* **GIVEN INSTRUCTION**
How many of the lines that follow contain the word "this"? Give only the number.
RECORDED INFORMATION start
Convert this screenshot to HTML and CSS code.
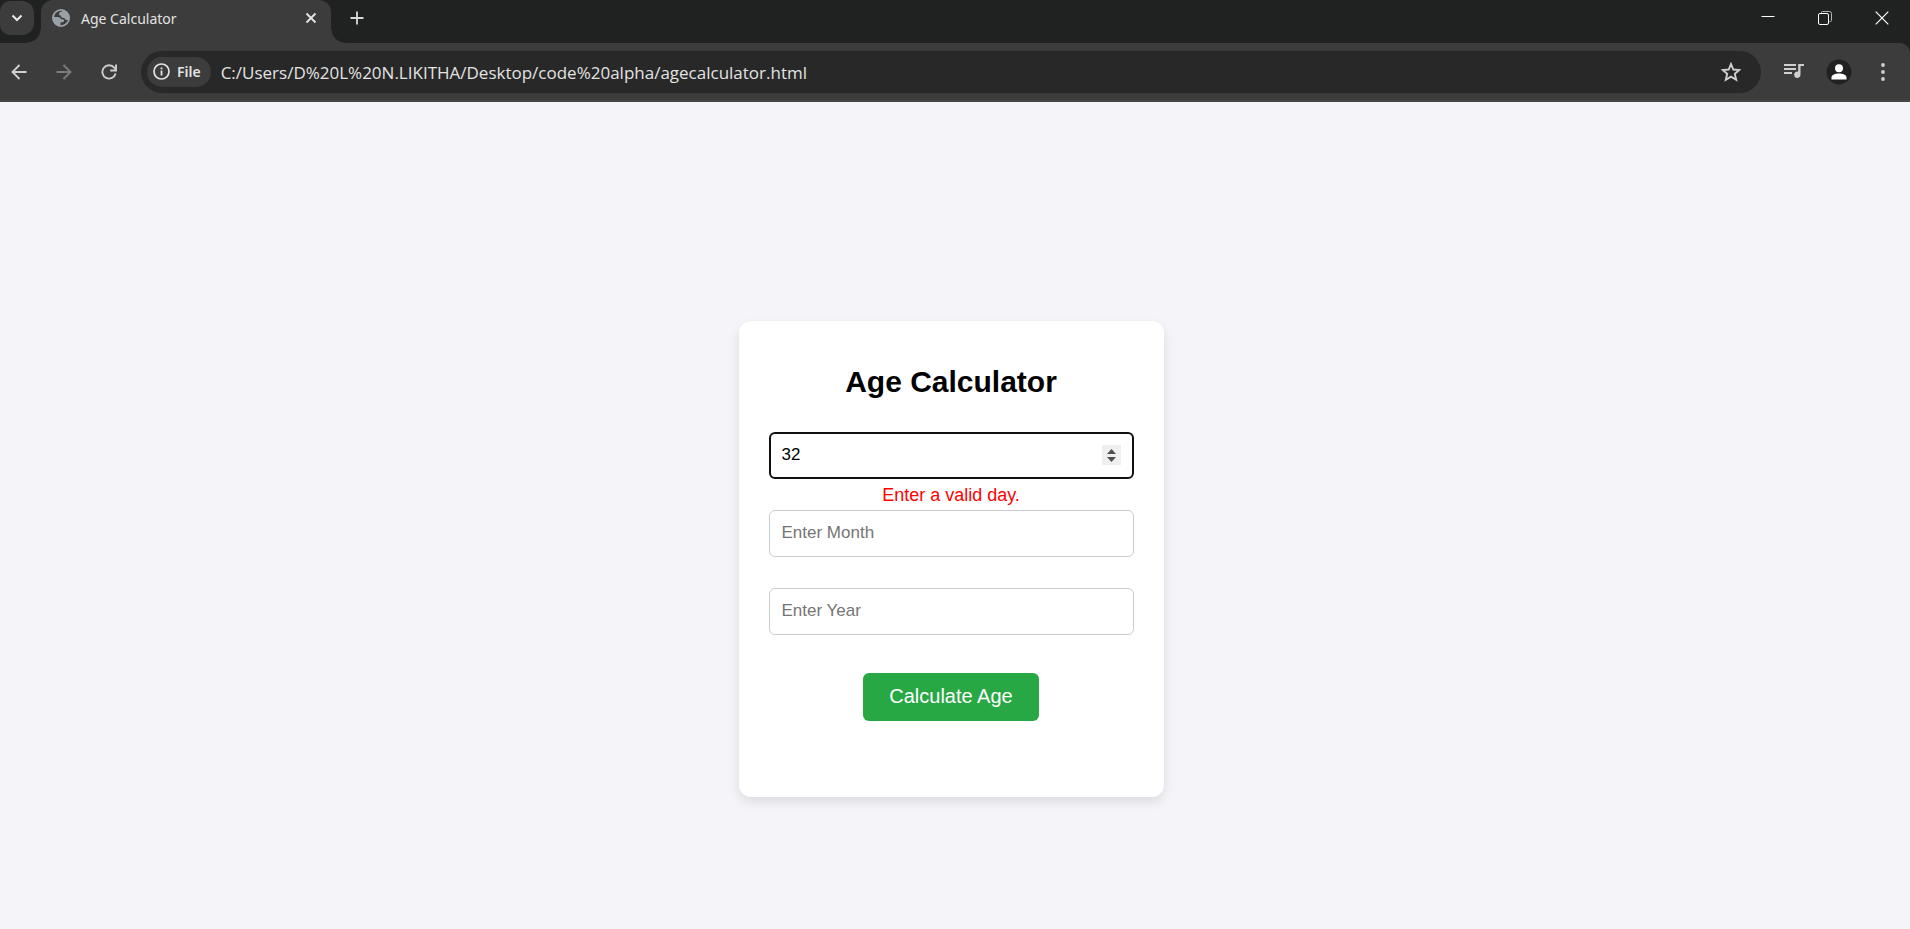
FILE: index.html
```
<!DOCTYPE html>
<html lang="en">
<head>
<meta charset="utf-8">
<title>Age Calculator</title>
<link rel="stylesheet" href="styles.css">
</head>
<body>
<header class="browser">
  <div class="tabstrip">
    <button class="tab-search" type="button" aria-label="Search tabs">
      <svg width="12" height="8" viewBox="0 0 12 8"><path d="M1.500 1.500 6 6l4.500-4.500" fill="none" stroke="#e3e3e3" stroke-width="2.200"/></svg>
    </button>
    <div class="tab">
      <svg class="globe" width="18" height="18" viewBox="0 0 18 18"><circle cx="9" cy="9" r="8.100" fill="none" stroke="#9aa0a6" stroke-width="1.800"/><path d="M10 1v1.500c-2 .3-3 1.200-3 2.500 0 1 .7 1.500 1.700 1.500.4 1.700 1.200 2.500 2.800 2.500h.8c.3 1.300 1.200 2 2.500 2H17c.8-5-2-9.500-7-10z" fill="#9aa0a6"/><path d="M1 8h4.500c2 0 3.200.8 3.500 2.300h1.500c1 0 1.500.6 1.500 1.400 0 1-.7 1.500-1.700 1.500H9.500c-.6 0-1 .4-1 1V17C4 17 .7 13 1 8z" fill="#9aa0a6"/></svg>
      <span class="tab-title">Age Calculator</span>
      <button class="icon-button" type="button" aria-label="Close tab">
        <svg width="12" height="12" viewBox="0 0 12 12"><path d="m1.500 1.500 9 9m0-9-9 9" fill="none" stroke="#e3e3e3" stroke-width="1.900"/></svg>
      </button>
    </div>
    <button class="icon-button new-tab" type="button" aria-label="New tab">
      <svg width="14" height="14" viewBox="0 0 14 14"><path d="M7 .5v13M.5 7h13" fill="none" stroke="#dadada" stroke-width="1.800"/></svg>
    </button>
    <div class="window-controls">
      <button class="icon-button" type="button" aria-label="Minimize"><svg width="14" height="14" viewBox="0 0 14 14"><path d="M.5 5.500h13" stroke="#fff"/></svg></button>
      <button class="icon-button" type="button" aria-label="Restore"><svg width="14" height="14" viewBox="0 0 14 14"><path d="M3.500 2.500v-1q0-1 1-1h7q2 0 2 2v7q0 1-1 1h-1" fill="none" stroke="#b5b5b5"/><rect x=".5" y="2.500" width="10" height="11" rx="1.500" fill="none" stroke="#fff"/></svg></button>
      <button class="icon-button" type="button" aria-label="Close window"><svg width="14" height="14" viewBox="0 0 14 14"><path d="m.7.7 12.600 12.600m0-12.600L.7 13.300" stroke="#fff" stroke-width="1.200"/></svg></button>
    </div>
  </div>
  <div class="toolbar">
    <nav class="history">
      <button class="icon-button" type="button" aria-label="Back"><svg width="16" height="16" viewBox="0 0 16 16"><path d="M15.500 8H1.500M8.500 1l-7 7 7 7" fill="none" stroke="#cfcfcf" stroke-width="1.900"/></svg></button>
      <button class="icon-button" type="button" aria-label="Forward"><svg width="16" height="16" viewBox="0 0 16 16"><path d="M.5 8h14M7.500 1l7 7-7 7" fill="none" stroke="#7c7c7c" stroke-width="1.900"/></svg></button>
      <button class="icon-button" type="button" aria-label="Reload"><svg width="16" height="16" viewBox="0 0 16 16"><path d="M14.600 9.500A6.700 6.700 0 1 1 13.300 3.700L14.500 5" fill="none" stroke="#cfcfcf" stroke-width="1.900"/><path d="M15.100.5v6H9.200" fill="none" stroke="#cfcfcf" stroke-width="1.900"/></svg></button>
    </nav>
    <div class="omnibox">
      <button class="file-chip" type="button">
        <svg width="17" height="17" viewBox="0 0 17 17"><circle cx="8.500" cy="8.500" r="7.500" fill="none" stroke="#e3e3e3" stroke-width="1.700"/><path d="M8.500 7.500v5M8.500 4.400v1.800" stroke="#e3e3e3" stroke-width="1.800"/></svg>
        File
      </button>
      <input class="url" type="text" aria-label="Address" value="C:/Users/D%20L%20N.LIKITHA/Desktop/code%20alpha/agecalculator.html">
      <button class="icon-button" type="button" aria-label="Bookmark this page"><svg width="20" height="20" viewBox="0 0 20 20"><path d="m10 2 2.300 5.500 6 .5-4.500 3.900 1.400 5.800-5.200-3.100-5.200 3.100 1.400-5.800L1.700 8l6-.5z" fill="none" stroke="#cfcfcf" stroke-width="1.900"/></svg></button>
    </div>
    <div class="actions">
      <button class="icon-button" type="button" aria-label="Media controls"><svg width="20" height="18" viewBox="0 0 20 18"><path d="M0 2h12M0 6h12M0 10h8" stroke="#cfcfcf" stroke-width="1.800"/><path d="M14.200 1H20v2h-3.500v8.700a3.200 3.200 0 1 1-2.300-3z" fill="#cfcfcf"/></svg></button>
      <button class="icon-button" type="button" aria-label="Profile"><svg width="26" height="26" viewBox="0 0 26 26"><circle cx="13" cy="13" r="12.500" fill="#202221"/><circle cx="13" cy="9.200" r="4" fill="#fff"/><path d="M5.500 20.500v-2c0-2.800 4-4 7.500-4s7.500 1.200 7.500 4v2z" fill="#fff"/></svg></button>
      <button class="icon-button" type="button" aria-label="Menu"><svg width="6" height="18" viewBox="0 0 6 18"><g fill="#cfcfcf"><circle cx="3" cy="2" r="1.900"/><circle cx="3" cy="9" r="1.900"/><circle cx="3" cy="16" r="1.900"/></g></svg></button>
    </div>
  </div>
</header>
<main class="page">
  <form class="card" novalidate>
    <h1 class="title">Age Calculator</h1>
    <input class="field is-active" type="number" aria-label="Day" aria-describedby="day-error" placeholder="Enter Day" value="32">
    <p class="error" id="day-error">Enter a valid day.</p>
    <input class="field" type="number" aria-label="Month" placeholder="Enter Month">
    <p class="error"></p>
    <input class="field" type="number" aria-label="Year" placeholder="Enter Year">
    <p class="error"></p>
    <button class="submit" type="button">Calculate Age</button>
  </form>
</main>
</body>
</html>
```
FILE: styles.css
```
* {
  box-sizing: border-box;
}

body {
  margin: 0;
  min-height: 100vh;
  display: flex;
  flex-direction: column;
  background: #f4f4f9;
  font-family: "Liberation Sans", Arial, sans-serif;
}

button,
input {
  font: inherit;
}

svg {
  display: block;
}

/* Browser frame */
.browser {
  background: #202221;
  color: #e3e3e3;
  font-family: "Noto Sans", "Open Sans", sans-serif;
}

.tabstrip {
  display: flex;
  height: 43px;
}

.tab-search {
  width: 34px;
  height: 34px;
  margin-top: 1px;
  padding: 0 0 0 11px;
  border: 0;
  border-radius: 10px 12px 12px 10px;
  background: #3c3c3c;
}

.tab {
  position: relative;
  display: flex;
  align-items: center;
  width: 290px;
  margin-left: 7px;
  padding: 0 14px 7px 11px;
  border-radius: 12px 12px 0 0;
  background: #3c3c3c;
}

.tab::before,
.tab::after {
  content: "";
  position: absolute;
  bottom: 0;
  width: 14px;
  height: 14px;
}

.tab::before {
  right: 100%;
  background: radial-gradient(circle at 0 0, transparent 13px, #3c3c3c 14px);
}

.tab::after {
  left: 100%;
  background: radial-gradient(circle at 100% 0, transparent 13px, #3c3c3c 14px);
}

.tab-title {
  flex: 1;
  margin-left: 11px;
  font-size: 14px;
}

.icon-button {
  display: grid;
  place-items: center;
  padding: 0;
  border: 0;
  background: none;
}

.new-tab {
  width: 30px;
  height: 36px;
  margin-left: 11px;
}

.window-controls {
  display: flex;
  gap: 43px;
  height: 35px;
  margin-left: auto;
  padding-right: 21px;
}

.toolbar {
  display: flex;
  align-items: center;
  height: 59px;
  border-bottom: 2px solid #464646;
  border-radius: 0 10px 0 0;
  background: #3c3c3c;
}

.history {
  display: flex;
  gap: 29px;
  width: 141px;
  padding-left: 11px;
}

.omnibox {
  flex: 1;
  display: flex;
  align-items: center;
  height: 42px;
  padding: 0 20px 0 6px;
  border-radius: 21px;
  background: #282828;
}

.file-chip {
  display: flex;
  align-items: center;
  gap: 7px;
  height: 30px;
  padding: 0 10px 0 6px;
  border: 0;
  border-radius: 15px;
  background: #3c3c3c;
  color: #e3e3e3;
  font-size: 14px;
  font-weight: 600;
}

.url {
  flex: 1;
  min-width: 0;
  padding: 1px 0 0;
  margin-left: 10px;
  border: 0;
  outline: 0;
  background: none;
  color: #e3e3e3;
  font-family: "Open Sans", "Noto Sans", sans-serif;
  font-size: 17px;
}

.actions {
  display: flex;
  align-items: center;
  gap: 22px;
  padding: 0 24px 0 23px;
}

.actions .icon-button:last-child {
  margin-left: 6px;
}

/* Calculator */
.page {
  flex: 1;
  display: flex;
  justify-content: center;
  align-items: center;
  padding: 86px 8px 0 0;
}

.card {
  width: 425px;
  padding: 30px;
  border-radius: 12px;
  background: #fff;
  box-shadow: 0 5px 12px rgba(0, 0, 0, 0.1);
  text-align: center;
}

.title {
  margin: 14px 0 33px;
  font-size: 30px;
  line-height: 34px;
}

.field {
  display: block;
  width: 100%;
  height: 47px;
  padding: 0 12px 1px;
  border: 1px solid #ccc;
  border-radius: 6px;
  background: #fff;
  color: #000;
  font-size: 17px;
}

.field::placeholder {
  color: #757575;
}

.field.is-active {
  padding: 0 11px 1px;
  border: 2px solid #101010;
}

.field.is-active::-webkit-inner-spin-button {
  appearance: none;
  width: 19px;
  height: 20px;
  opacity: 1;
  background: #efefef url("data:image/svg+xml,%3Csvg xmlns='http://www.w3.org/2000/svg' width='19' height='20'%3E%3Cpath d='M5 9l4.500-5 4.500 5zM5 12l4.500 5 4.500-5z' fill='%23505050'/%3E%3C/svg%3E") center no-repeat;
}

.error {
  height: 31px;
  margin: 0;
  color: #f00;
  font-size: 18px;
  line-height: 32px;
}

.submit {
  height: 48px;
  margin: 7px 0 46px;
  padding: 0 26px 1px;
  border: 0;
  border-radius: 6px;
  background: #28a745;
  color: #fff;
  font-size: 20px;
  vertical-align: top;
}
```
RECORDED INFORMATION end
* **ANSWER TO THE PROBLEM**
2